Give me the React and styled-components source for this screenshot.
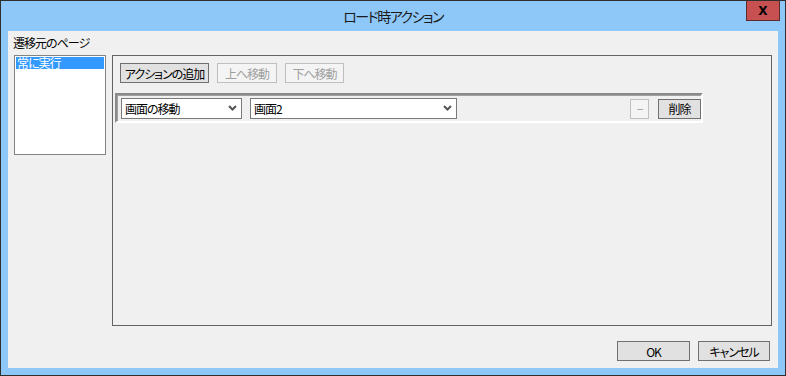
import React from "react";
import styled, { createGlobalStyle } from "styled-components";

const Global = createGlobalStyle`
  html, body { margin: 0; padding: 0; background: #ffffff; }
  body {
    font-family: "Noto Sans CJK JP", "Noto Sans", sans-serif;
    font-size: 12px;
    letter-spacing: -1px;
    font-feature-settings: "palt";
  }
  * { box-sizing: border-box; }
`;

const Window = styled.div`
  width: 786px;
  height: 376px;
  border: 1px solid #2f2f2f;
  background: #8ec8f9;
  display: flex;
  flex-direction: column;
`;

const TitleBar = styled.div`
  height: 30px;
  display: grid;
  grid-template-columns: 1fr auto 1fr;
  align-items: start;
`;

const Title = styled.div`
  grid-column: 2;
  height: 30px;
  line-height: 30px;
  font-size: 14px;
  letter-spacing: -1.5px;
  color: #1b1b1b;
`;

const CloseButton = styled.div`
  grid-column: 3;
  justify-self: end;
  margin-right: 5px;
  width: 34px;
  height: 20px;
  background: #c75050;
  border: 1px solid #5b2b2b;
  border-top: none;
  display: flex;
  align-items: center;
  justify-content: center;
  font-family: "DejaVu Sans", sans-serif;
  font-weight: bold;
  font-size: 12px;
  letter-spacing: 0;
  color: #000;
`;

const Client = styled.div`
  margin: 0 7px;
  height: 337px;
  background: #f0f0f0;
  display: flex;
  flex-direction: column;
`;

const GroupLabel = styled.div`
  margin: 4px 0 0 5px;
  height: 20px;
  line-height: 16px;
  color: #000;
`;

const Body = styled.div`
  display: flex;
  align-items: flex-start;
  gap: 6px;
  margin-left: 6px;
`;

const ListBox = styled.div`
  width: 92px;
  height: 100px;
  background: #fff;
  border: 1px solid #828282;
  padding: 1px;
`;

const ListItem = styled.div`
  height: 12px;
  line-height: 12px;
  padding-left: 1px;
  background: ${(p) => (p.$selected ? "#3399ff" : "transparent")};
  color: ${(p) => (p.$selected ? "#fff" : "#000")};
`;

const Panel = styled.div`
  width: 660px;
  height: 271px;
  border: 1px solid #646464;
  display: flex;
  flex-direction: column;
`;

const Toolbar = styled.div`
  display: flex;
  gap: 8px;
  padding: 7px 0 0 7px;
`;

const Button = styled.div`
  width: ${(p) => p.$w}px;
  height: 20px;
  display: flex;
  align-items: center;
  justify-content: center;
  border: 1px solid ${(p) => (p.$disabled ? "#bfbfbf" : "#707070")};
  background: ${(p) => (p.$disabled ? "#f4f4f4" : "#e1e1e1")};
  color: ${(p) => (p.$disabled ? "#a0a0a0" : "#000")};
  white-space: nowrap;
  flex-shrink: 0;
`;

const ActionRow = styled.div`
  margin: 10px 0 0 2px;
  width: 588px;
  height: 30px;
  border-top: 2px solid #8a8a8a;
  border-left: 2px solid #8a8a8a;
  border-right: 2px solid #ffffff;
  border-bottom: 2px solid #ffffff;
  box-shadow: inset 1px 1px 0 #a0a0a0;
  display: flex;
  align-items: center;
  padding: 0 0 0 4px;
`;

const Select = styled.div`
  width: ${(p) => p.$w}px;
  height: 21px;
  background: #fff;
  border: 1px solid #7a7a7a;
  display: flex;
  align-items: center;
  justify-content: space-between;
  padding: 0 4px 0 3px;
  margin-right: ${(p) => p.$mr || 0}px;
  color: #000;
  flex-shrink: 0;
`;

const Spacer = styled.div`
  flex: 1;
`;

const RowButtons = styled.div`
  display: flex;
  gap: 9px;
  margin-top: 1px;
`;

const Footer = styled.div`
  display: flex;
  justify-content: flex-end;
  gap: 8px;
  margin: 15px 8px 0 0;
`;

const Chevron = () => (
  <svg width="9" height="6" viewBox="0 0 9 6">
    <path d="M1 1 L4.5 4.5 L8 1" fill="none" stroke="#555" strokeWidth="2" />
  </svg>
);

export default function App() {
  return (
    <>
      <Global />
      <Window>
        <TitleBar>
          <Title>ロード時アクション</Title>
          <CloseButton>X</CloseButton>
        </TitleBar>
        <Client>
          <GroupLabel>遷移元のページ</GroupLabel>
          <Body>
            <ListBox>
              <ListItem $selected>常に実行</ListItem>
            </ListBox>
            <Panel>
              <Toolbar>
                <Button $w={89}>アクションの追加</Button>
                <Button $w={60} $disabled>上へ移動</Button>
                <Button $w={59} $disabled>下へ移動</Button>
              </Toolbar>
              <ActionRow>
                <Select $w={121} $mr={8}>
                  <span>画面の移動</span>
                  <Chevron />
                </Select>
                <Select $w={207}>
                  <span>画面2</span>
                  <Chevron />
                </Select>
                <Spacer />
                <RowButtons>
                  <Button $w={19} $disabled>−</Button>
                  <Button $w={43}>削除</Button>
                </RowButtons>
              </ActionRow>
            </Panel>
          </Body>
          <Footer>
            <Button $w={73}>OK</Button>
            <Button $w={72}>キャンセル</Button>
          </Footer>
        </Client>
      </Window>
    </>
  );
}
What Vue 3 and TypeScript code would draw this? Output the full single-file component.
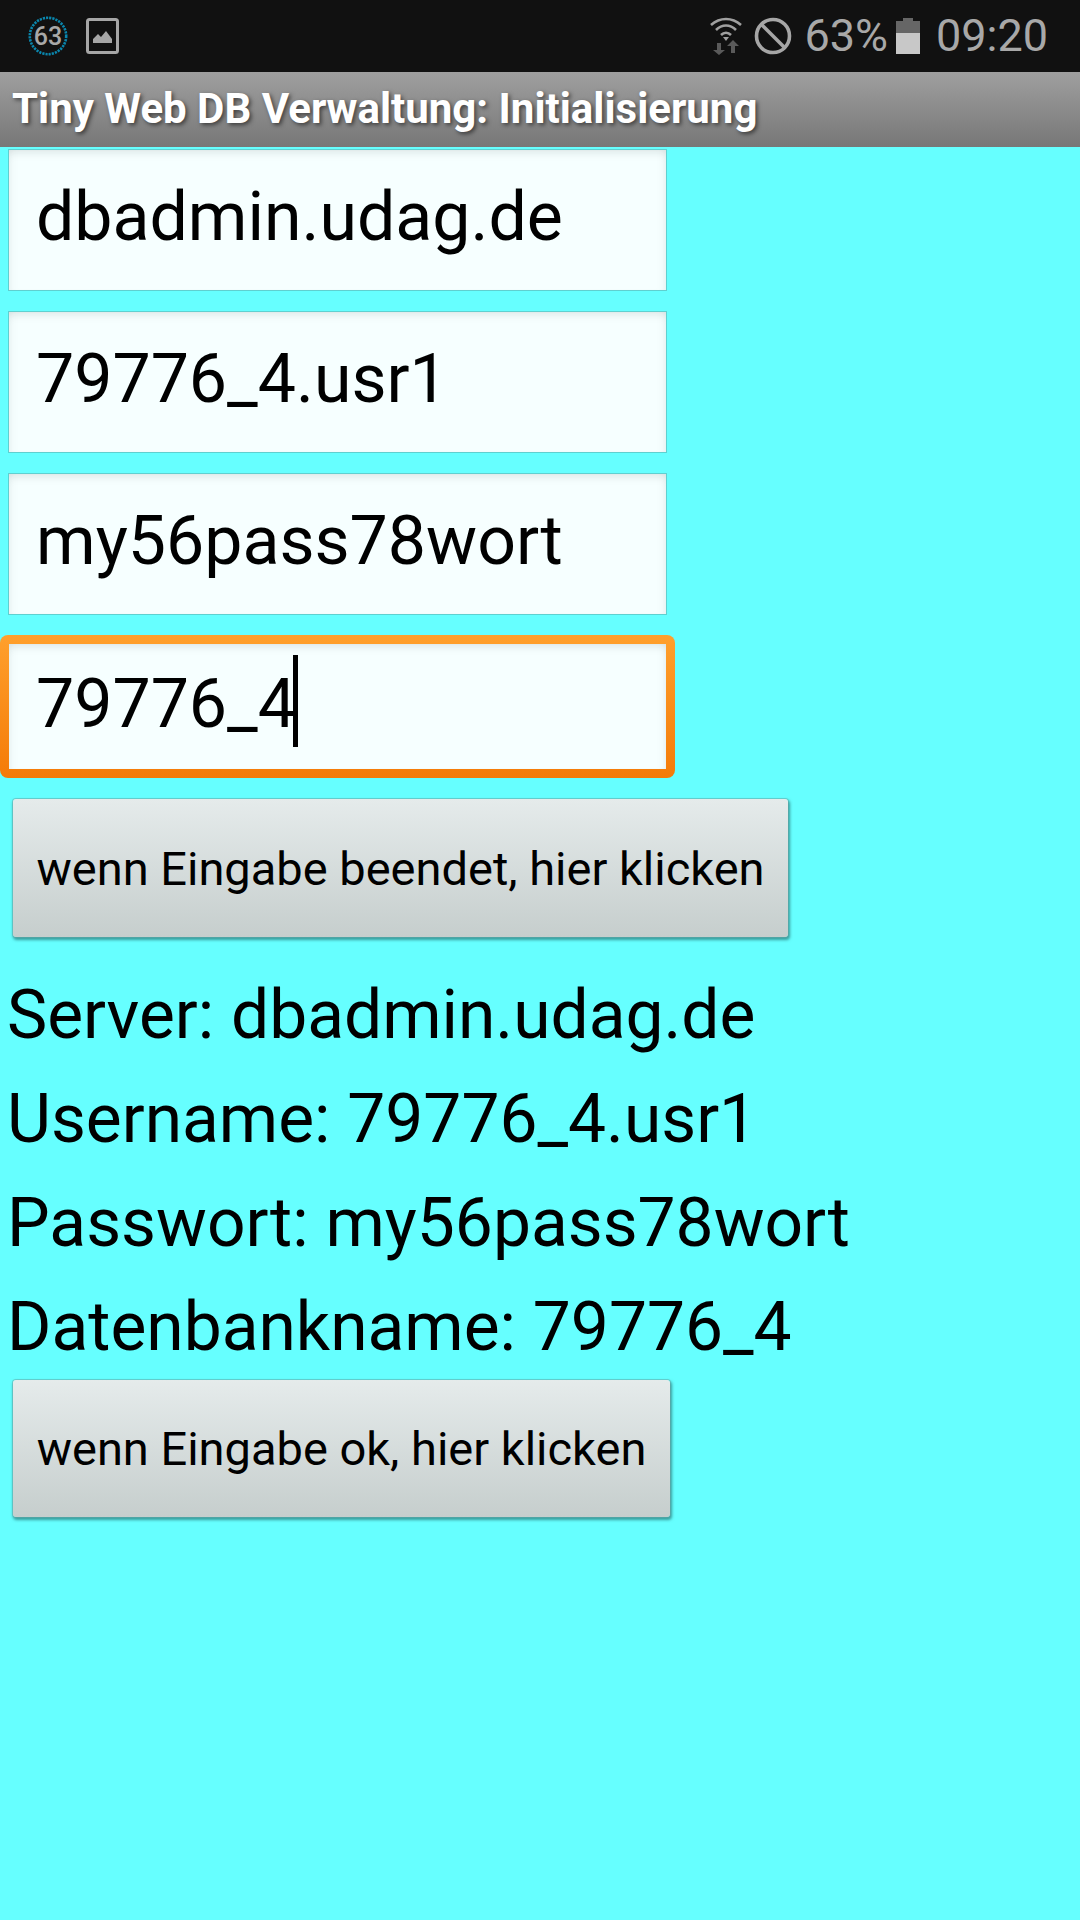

**Directive:** All of the entries above should be duplicated exactly, except for the pictures.

**Worked answer:**
Give me the React and styled-components source for this screenshot.
import React from "react";
import styled, { createGlobalStyle } from "styled-components";

const Global = createGlobalStyle`
  html, body { margin: 0; padding: 0; background: #ffffff; }
  body {
    font-family: "Noto Sans CJK JP", "Noto Sans", sans-serif;
    font-size: 12px;
    letter-spacing: -1px;
    font-feature-settings: "palt";
  }
  * { box-sizing: border-box; }
`;

const Window = styled.div`
  width: 786px;
  height: 376px;
  border: 1px solid #2f2f2f;
  background: #8ec8f9;
  display: flex;
  flex-direction: column;
`;

const TitleBar = styled.div`
  height: 30px;
  display: grid;
  grid-template-columns: 1fr auto 1fr;
  align-items: start;
`;

const Title = styled.div`
  grid-column: 2;
  height: 30px;
  line-height: 30px;
  font-size: 14px;
  letter-spacing: -1.5px;
  color: #1b1b1b;
`;

const CloseButton = styled.div`
  grid-column: 3;
  justify-self: end;
  margin-right: 5px;
  width: 34px;
  height: 20px;
  background: #c75050;
  border: 1px solid #5b2b2b;
  border-top: none;
  display: flex;
  align-items: center;
  justify-content: center;
  font-family: "DejaVu Sans", sans-serif;
  font-weight: bold;
  font-size: 12px;
  letter-spacing: 0;
  color: #000;
`;

const Client = styled.div`
  margin: 0 7px;
  height: 337px;
  background: #f0f0f0;
  display: flex;
  flex-direction: column;
`;

const GroupLabel = styled.div`
  margin: 4px 0 0 5px;
  height: 20px;
  line-height: 16px;
  color: #000;
`;

const Body = styled.div`
  display: flex;
  align-items: flex-start;
  gap: 6px;
  margin-left: 6px;
`;

const ListBox = styled.div`
  width: 92px;
  height: 100px;
  background: #fff;
  border: 1px solid #828282;
  padding: 1px;
`;

const ListItem = styled.div`
  height: 12px;
  line-height: 12px;
  padding-left: 1px;
  background: ${(p) => (p.$selected ? "#3399ff" : "transparent")};
  color: ${(p) => (p.$selected ? "#fff" : "#000")};
`;

const Panel = styled.div`
  width: 660px;
  height: 271px;
  border: 1px solid #646464;
  display: flex;
  flex-direction: column;
`;

const Toolbar = styled.div`
  display: flex;
  gap: 8px;
  padding: 7px 0 0 7px;
`;

const Button = styled.div`
  width: ${(p) => p.$w}px;
  height: 20px;
  display: flex;
  align-items: center;
  justify-content: center;
  border: 1px solid ${(p) => (p.$disabled ? "#bfbfbf" : "#707070")};
  background: ${(p) => (p.$disabled ? "#f4f4f4" : "#e1e1e1")};
  color: ${(p) => (p.$disabled ? "#a0a0a0" : "#000")};
  white-space: nowrap;
  flex-shrink: 0;
`;

const ActionRow = styled.div`
  margin: 10px 0 0 2px;
  width: 588px;
  height: 30px;
  border-top: 2px solid #8a8a8a;
  border-left: 2px solid #8a8a8a;
  border-right: 2px solid #ffffff;
  border-bottom: 2px solid #ffffff;
  box-shadow: inset 1px 1px 0 #a0a0a0;
  display: flex;
  align-items: center;
  padding: 0 0 0 4px;
`;

const Select = styled.div`
  width: ${(p) => p.$w}px;
  height: 21px;
  background: #fff;
  border: 1px solid #7a7a7a;
  display: flex;
  align-items: center;
  justify-content: space-between;
  padding: 0 4px 0 3px;
  margin-right: ${(p) => p.$mr || 0}px;
  color: #000;
  flex-shrink: 0;
`;

const Spacer = styled.div`
  flex: 1;
`;

const RowButtons = styled.div`
  display: flex;
  gap: 9px;
  margin-top: 1px;
`;

const Footer = styled.div`
  display: flex;
  justify-content: flex-end;
  gap: 8px;
  margin: 15px 8px 0 0;
`;

const Chevron = () => (
  <svg width="9" height="6" viewBox="0 0 9 6">
    <path d="M1 1 L4.5 4.5 L8 1" fill="none" stroke="#555" strokeWidth="2" />
  </svg>
);

export default function App() {
  return (
    <>
      <Global />
      <Window>
        <TitleBar>
          <Title>ロード時アクション</Title>
          <CloseButton>X</CloseButton>
        </TitleBar>
        <Client>
          <GroupLabel>遷移元のページ</GroupLabel>
          <Body>
            <ListBox>
              <ListItem $selected>常に実行</ListItem>
            </ListBox>
            <Panel>
              <Toolbar>
                <Button $w={89}>アクションの追加</Button>
                <Button $w={60} $disabled>上へ移動</Button>
                <Button $w={59} $disabled>下へ移動</Button>
              </Toolbar>
              <ActionRow>
                <Select $w={121} $mr={8}>
                  <span>画面の移動</span>
                  <Chevron />
                </Select>
                <Select $w={207}>
                  <span>画面2</span>
                  <Chevron />
                </Select>
                <Spacer />
                <RowButtons>
                  <Button $w={19} $disabled>−</Button>
                  <Button $w={43}>削除</Button>
                </RowButtons>
              </ActionRow>
            </Panel>
          </Body>
          <Footer>
            <Button $w={73}>OK</Button>
            <Button $w={72}>キャンセル</Button>
          </Footer>
        </Client>
      </Window>
    </>
  );
}
What Vue 3 and TypeScript code would draw this? Output the full single-file component.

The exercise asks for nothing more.